キャメロン:デヴィッドはアクセントも細かく調整してくれて、シカゴ独特のアクセントをセリフに反映してくれました。おかげで僕らもシカゴ地域のアクセントを覚えちゃいましたね。



『悪魔と夜ふかし』©2023 FUTURE PICTURES & SPOOKY PICTURES ALL RIGHTS RESERVED


Q:超常現象懐疑論者のカーマイケル・ヘイグの存在が効いていました。普通のホラー映画ではすぐに死んで退場するようなキャラクターですが、この物語ではかなりの重要人物になっています。


キャメロン:この映画には主役に対するヴィランがいませんが、その役割をカーマイケルがうまく担ってくれました。カーマイケルのモデルになったのは、70〜80年代に登場した元マジシャンのジェームズ・ランディで、実際にスプーン曲げなどのマジックを暴いている方でした。本作の番組のモデルになった、オーストラリアのトークショー「ドン・レーン・ショー」にも登場していて、スプーン曲げや超常現象を信じ込んでいた当時のオーストラリア国民を覚醒させようとしていました。


コリン:劇中での彼の扱いをみると信じられないかもしれませんが、僕らは彼に対してすごく愛着があるんです。映画の中では良い立ち位置で機能してくれたと思います。


Q:この映画では全てを解明するわけではなく、観客の解釈に委ねる余地を残します。そこに意図するものはありますか。

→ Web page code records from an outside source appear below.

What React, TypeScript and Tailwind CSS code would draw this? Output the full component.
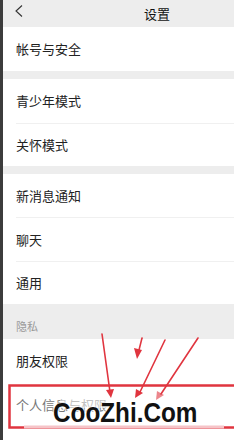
import React from 'react';

const FONT = { fontFamily: '"Noto Sans CJK SC", "Noto Sans", sans-serif' };

const Row = ({ label, h, divider }: { label: string; h: string; divider?: boolean }) => (
  <div className={`flex items-center bg-white pl-[13px] ${h}`}>
    <div className={`flex h-full flex-1 items-center ${divider ? 'border-t border-[#f0f0f0]' : ''}`}>
      <span className="text-[13px] text-[#222]">{label}</span>
    </div>
  </div>
);

const Gap = () => <div className="h-[8px] bg-[#ededed]" />;

export default function App() {
  return (
    <div
      className="relative h-[440px] w-[234px] overflow-hidden border-l-[3px] border-[#3c3c3c] bg-white"
      style={FONT}
    >
      {/* header */}
      <div className="flex h-[27px] items-center bg-[#ededed] pl-[12px]">
        <svg width="8" height="12" viewBox="0 0 8 12" className="mt-[-6px]">
          <polyline points="7,0.5 1,6 7,11.5" fill="none" stroke="#333" strokeWidth="1.1" />
        </svg>
        <span className="ml-[121px] text-[13px] text-[#111]">设置</span>
      </div>

      <Row label="帐号与安全" h="h-[44px]" />
      <Gap />
      <Row label="青少年模式" h="h-[44px]" />
      <Row label="关怀模式" h="h-[43px]" divider />
      <Gap />
      <Row label="新消息通知" h="h-[43px]" />
      <Row label="聊天" h="h-[44px]" divider />
      <Row label="通用" h="h-[43px]" divider />

      <div className="flex h-[35px] items-end bg-[#ededed] pb-[5px] pl-[13px]">
        <span className="text-[11px] text-[#999]">隐私</span>
      </div>
      <Row label="朋友权限" h="h-[44px]" />
      <div className="flex h-[44px] items-center bg-white pl-[13px]">
        <span className="text-[13px] text-[#777]">个人信息与权限</span>
      </div>

      {/* annotation overlay */}
      <svg className="absolute left-[-3px] top-0" width="234" height="440" viewBox="0 0 234 440">
        <rect x="9.5" y="385.5" width="240" height="42" fill="none" stroke="#e0353f" strokeWidth="2.5" />
        <line x1="24" y1="427" x2="224" y2="427" stroke="#f6c4c8" strokeWidth="3" />
        <rect x="60" y="388" width="110" height="20" fill="#fff" opacity="0.55" />
        <g stroke="#e0353f" strokeWidth="1.6" fill="#e0353f" strokeLinecap="round">
          <line x1="102" y1="334" x2="110" y2="392" />
          <polygon points="106,390 114,389 111,398" stroke="none" />
          <line x1="142" y1="338" x2="139" y2="350" />
          <polygon points="134,348 142,350 137,359" stroke="none" />
          <line x1="165" y1="340" x2="140" y2="392" />
          <polygon points="136,389 143,393 135,398" stroke="none" />
          <line x1="198" y1="338" x2="161" y2="394" />
          <polygon points="157,391 164,395 156,400" stroke="none" opacity="0.6" />
        </g>
      </svg>

      <div
        className="absolute left-[50px] top-[400px] origin-left scale-x-90 text-[27px] font-bold leading-none text-[#111]"
        style={{ fontFamily: '"Liberation Sans", Arial, sans-serif', textShadow: '0 0 3px #fff, 0 0 3px #fff' }}
      >
        CooZhi.Com
      </div>
    </div>
  );
}
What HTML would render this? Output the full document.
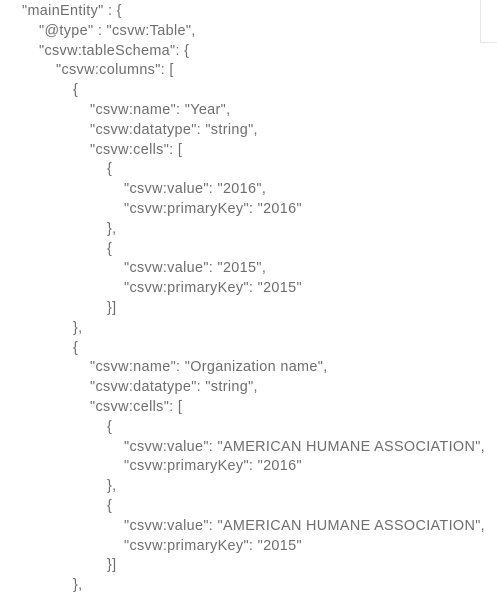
<!DOCTYPE html>
<html><head><meta charset="utf-8"><style>
html,body{margin:0;padding:0;background:#fff;width:497px;height:601px;overflow:hidden;position:relative}
.l{position:absolute;font-family:"Liberation Sans",sans-serif;font-size:14.4px;line-height:19px;color:#6e6e6e;letter-spacing:0.35px;white-space:pre}
.box{position:absolute;left:480px;top:-1px;width:20px;height:44px;border:1px solid #e4e4e4;box-sizing:border-box}
</style></head><body>
<div class="box"></div>
<div class="l" style="left:22px;top:2px">"mainEntity" : {</div>
<div class="l" style="left:39px;top:21.8px">"@type" : "csvw:Table",</div>
<div class="l" style="left:39px;top:41.6px">"csvw:tableSchema": {</div>
<div class="l" style="left:56px;top:61.4px">"csvw:columns": [</div>
<div class="l" style="left:73px;top:81.2px">{</div>
<div class="l" style="left:90px;top:101px">"csvw:name": "Year",</div>
<div class="l" style="left:90px;top:120.8px">"csvw:datatype": "string",</div>
<div class="l" style="left:90px;top:140.6px">"csvw:cells": [</div>
<div class="l" style="left:107px;top:160.4px">{</div>
<div class="l" style="left:124px;top:180.2px">"csvw:value": "2016",</div>
<div class="l" style="left:124px;top:200px">"csvw:primaryKey": "2016"</div>
<div class="l" style="left:107px;top:219.8px">},</div>
<div class="l" style="left:107px;top:239.6px">{</div>
<div class="l" style="left:124px;top:259.4px">"csvw:value": "2015",</div>
<div class="l" style="left:124px;top:279.2px">"csvw:primaryKey": "2015"</div>
<div class="l" style="left:107px;top:299px">}]</div>
<div class="l" style="left:73px;top:318.8px">},</div>
<div class="l" style="left:73px;top:338.6px">{</div>
<div class="l" style="left:90px;top:358.4px">"csvw:name": "Organization name",</div>
<div class="l" style="left:90px;top:378.2px">"csvw:datatype": "string",</div>
<div class="l" style="left:90px;top:398px">"csvw:cells": [</div>
<div class="l" style="left:107px;top:417.8px">{</div>
<div class="l" style="left:124px;top:437.6px">"csvw:value": "AMERICAN HUMANE ASSOCIATION",</div>
<div class="l" style="left:124px;top:457.4px">"csvw:primaryKey": "2016"</div>
<div class="l" style="left:107px;top:477.2px">},</div>
<div class="l" style="left:107px;top:497px">{</div>
<div class="l" style="left:124px;top:516.8px">"csvw:value": "AMERICAN HUMANE ASSOCIATION",</div>
<div class="l" style="left:124px;top:536.6px">"csvw:primaryKey": "2015"</div>
<div class="l" style="left:107px;top:556.4px">}]</div>
<div class="l" style="left:73px;top:576.2px">},</div>
</body></html>
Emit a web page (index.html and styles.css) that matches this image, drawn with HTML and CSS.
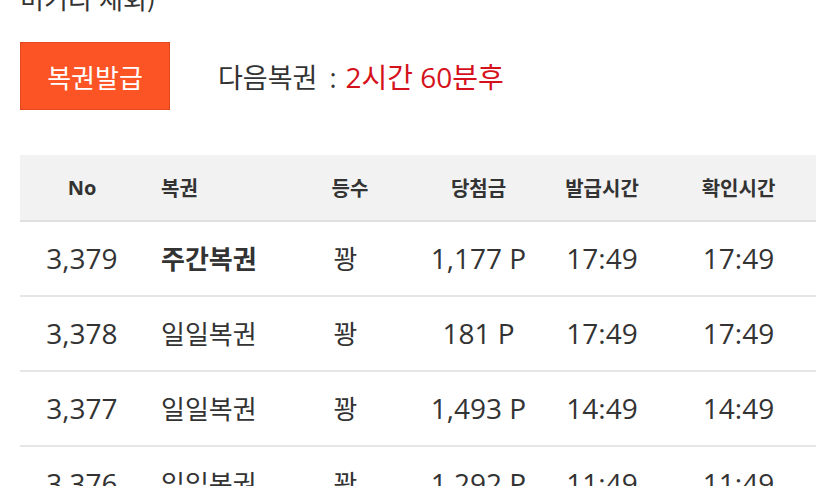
FILE: index.html
```html
<!DOCTYPE html>
<html lang="ko">
<head>
<meta charset="utf-8">
<link rel="stylesheet" href="styles.css">
</head>
<body>
<div class="page">
  <p class="note">미기리 재회)</p>
  <div class="issue-row">
    <button class="issue-btn">복권발급</button>
    <div class="next">다음복권<span class="colon">:</span><span class="next-time">2시간 60분후</span></div>
  </div>
  <table class="lotto">
    <colgroup>
      <col class="c-no"><col class="c-name"><col class="c-rank"><col class="c-prize"><col class="c-issue"><col class="c-check">
    </colgroup>
    <thead>
      <tr><th class="latin">No</th><th class="left">복권</th><th>등수</th><th>당첨금</th><th>발급시간</th><th>확인시간</th></tr>
    </thead>
    <tbody>
      <tr><td>3,379</td><td class="left ko strong">주간복권</td><td class="ko rank">꽝</td><td>1,177 P</td><td>17:49</td><td>17:49</td></tr>
      <tr><td>3,378</td><td class="left ko">일일복권</td><td class="ko rank">꽝</td><td>181 P</td><td>17:49</td><td>17:49</td></tr>
      <tr><td>3,377</td><td class="left ko">일일복권</td><td class="ko rank">꽝</td><td>1,493 P</td><td>14:49</td><td>14:49</td></tr>
      <tr><td>3,376</td><td class="left ko">일일복권</td><td class="ko rank">꽝</td><td>1,292 P</td><td>11:49</td><td>11:49</td></tr>
    </tbody>
  </table>
</div>
</body>
</html>
```

FILE: styles.css
```css
html, body {
  margin: 0;
  padding: 0;
  background: #fff;
  overflow: hidden;
}
body {
  font-family: "Open Sans", "Noto Sans CJK KR", sans-serif;
  color: #333;
}
.page {
  padding: 0 20px;
}
.note {
  margin: -19px 0 0;
  font-family: "Noto Sans CJK KR", sans-serif;
  font-size: 26px;
  line-height: 34px;
  color: #333;
}
.issue-row {
  display: flex;
  align-items: center;
  gap: 48px;
  margin-top: 27px;
}
.issue-btn {
  width: 150px;
  height: 68px;
  background: #fd5426;
  border: 1px solid #e2461c;
  color: #fff;
  font-family: "Noto Sans CJK KR", sans-serif;
  font-size: 26px;
  padding: 0;
  margin: 0;
}
.next {
  font-family: "Open Sans", "Noto Sans CJK KR", sans-serif;
  font-size: 27px;
  color: #333;
  white-space: nowrap;
}
.colon {
  margin: 0 9px 0 12px;
}
.next-time {
  color: #d5121c;
  font-size: 28px;
}
.lotto {
  margin-top: 45px;
  width: 796px;
  border-collapse: collapse;
  table-layout: fixed;
}
.c-no { width: 124px; }
.c-name { width: 142px; }
.c-rank { width: 128px; }
.c-prize { width: 129px; }
.c-issue { width: 118px; }
.c-check { width: 155px; }
.lotto th {
  background: #f2f2f2;
  height: 65px;
  padding: 0;
  font-family: "Noto Sans CJK KR", sans-serif;
  font-size: 20px;
  font-weight: 700;
  color: #333;
  text-align: center;
  border-bottom: 2px solid #e0e0e0;
}
.lotto th.latin {
  font-family: "Open Sans", sans-serif;
  font-size: 20px;
}
.lotto td {
  height: 71px;
  padding: 0 0 2px;
  font-family: "Open Sans", "Noto Sans CJK KR", sans-serif;
  font-size: 28px;
  color: #333;
  text-align: center;
  border-bottom: 2px solid #e6e6e6;
}
.lotto td.ko {
  font-family: "Noto Sans CJK KR", sans-serif;
  font-size: 26px;
}
.lotto td.rank {
  padding-right: 9px;
}
.lotto .left {
  text-align: left;
  padding-left: 17px;
}
.lotto .strong {
  font-weight: 700;
}
```
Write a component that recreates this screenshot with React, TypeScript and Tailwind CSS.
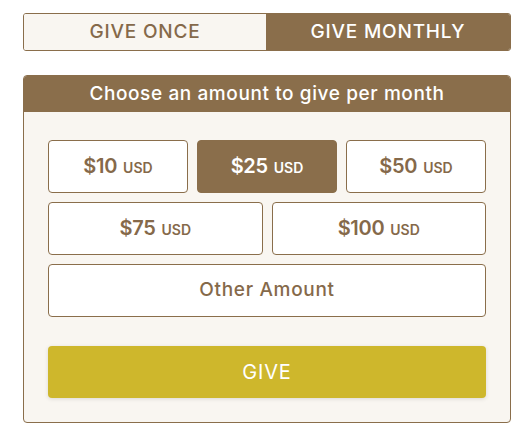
import React from "react";

function Amount({ value, active }: { value: string; active?: boolean }) {
  return (
    <button
      className={
        "h-[53px] rounded-[4px] border border-[#8A6E4B] flex items-baseline justify-center gap-[6px] " +
        (active ? "bg-[#8A6E4B] text-white" : "bg-white text-[#85694A]")
      }
    >
      <span className="text-[20px] font-semibold tracking-[-0.3px] leading-[51px]">{value}</span>
      <span className="text-[14px] font-semibold">USD</span>
    </button>
  );
}

export default function App() {
  return (
    <div
      className="w-[516px] h-[438px] bg-white pt-[13px] pl-[23px]"
      style={{ fontFamily: "Inter, 'Noto Sans', sans-serif" }}
    >
      <div className="w-[488px] h-[38px] flex rounded-[3px] border border-[#8A6E4B] overflow-hidden">
        <div className="w-[242px] bg-[#F9F6F1] text-[#85694A] flex items-center justify-center text-[19px] tracking-[0.8px] font-medium">
          GIVE ONCE
        </div>
        <div className="flex-1 bg-[#8A6E4B] text-white flex items-center justify-center text-[19px] tracking-[0.8px] font-medium">
          GIVE MONTHLY
        </div>
      </div>

      <div className="mt-[24px] w-[488px] rounded-[4px] border border-[#8A6E4B] bg-[#F9F6F1] overflow-hidden">
        <div className="h-[36px] bg-[#8A6E4B] text-white flex items-center justify-center text-[19px] tracking-[0.6px] font-medium">
          Choose an amount to give per month
        </div>
        <div className="px-[24px] pt-[28px] pb-[24px]">
          <div className="grid grid-cols-3 gap-[9px]">
            <Amount value="$10" />
            <Amount value="$25" active />
            <Amount value="$50" />
          </div>
          <div className="grid grid-cols-2 gap-[9px] mt-[9px]">
            <Amount value="$75" />
            <Amount value="$100" />
          </div>
          <button className="mt-[9px] w-full h-[53px] rounded-[4px] border border-[#8A6E4B] bg-white text-[#85694A] text-[19px] tracking-[0.7px] font-medium">
            Other Amount
          </button>
          <button className="mt-[29px] w-full h-[52px] rounded-[4px] bg-[#CEB72C] text-white text-[20px] tracking-[0.8px] shadow-[0_1px_4px_rgba(0,0,0,0.12)]">
            GIVE
          </button>
        </div>
      </div>
    </div>
  );
}
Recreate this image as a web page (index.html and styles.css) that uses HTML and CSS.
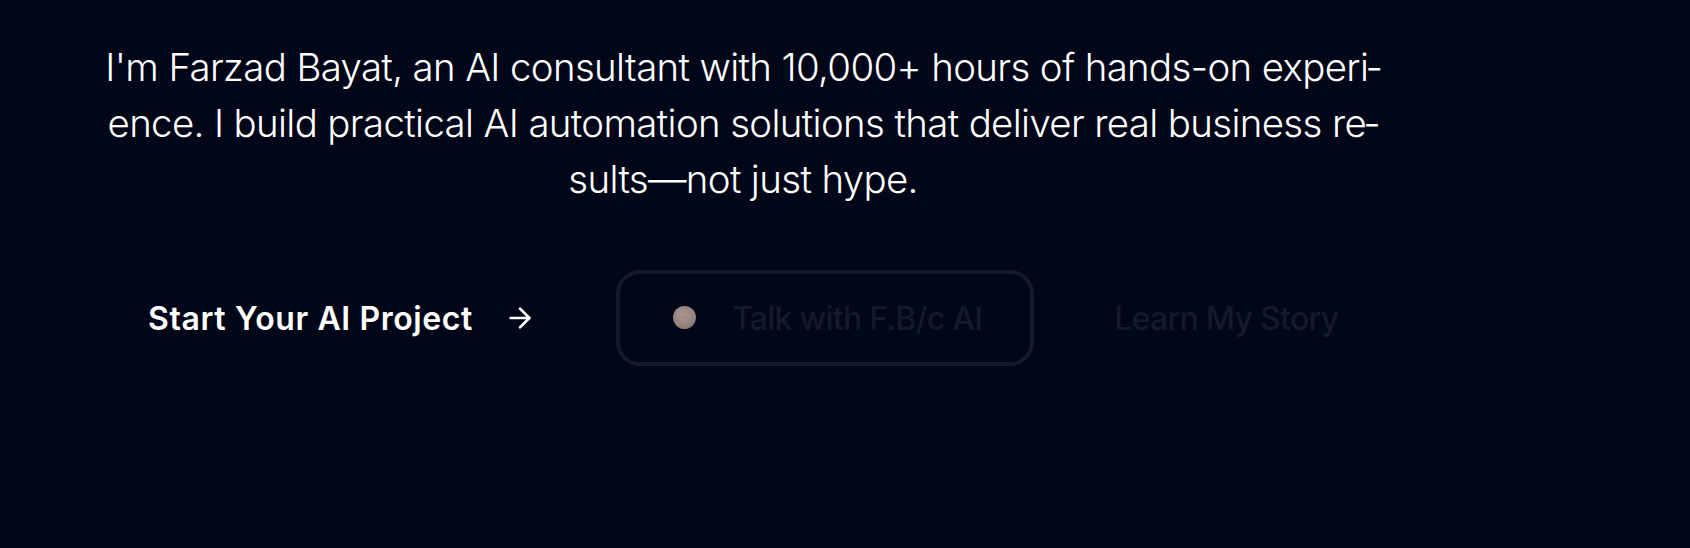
FILE: index.html
```html
<!DOCTYPE html>
<html lang="en">
<head>
  <meta charset="UTF-8">
  <title>Farzad Bayat</title>
  <link rel="stylesheet" href="styles.css">
</head>
<body>

<section class="hero">
  <p class="intro">I'm Farzad Bayat, an AI consultant with 10,000+ hours of hands-on experi&shy;ence. I build practical AI automation solutions that deliver real business re&shy;sults—not just hype.</p>

  <div class="actions">
    <a class="btn btn-primary" href="#">
      Start Your AI Project
      <svg class="arrow" width="32" height="32" viewBox="0 0 24 24" fill="none" stroke="currentColor" stroke-width="2" stroke-linecap="round" stroke-linejoin="round">
        <path d="M5 12h14"/>
        <path d="M12 5l7 7-7 7"/>
      </svg>
    </a>
    <a class="btn btn-outline" href="#">
      <span class="orb"></span>
      Talk with F.B/c AI
    </a>
    <a class="btn btn-ghost" href="#">Learn My Story</a>
  </div>
</section>

</body>
</html>
```

FILE: styles.css
```css
body {
  font-family: Inter, sans-serif;
  background-color: #010619;
  margin: 0;
  height: 548px;
  overflow: hidden;
}
.hero {
  width: 1294px;
  margin-left: 96px;
  padding-top: 39px;
}
.intro {
  margin: 0;
  font-size: 38.4px;
  font-weight: 300;
  letter-spacing: -0.63px;
  line-height: 56px;
  color: #fff;
  text-align: center;
  hyphens: manual;
}
.actions {
  display: flex;
  align-items: center;
  gap: 40px;
  margin-top: 63px;
  padding-left: 6px;
}
.btn {
  display: flex;
  align-items: center;
  height: 96px;
  box-sizing: border-box;
  font-size: 32px;
  font-weight: 500;
  letter-spacing: -0.72px;
  text-decoration: none;
  white-space: nowrap;
}
.btn-primary {
  padding: 0 40px 0 46px;
  gap: 31px;
  font-weight: 600;
  letter-spacing: 0.6px;
  color: #fff;
}
.btn-outline {
  padding: 0 48px 0 53px;
  gap: 36px;
  color: #151a2b;
  border: 4px solid #151a2b;
  border-radius: 24px;
}
.btn-ghost {
  padding: 0 40px;
  color: #151a2b;
}
.orb {
  width: 23px;
  height: 23px;
  margin-bottom: 2px;
  border-radius: 50%;
  background:
    radial-gradient(circle 2px at 50% 48%, #c4714c, transparent),
    radial-gradient(ellipse 4px 1.5px at 55% 10%, #b9765a, transparent),
    radial-gradient(ellipse 5px 1.5px at 45% 92%, #a8745e, transparent),
    radial-gradient(circle at 45% 40%, #ad9a95, #92807d 60%, #5e5050 100%);
}
```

コリン:映画を観た人の会話のきっかけになればと思っていました。映画を観た帰りにお酒を飲みながらでもいいし、SNS上でのやりとりでもいい、思わず話したくなるような作品になって欲しいなと。実際にそうなったことはとても嬉しいですね。そうやって話したくなるようにするためには、やはりミステリーの部分が重要になってくる。ミステリーの原点へ辿って戻れるような、パン屑みたいなものをまいておく必要があるんです。ある程度は手掛かりがないと、観客も解釈しづらい。その辺は意識していましたね。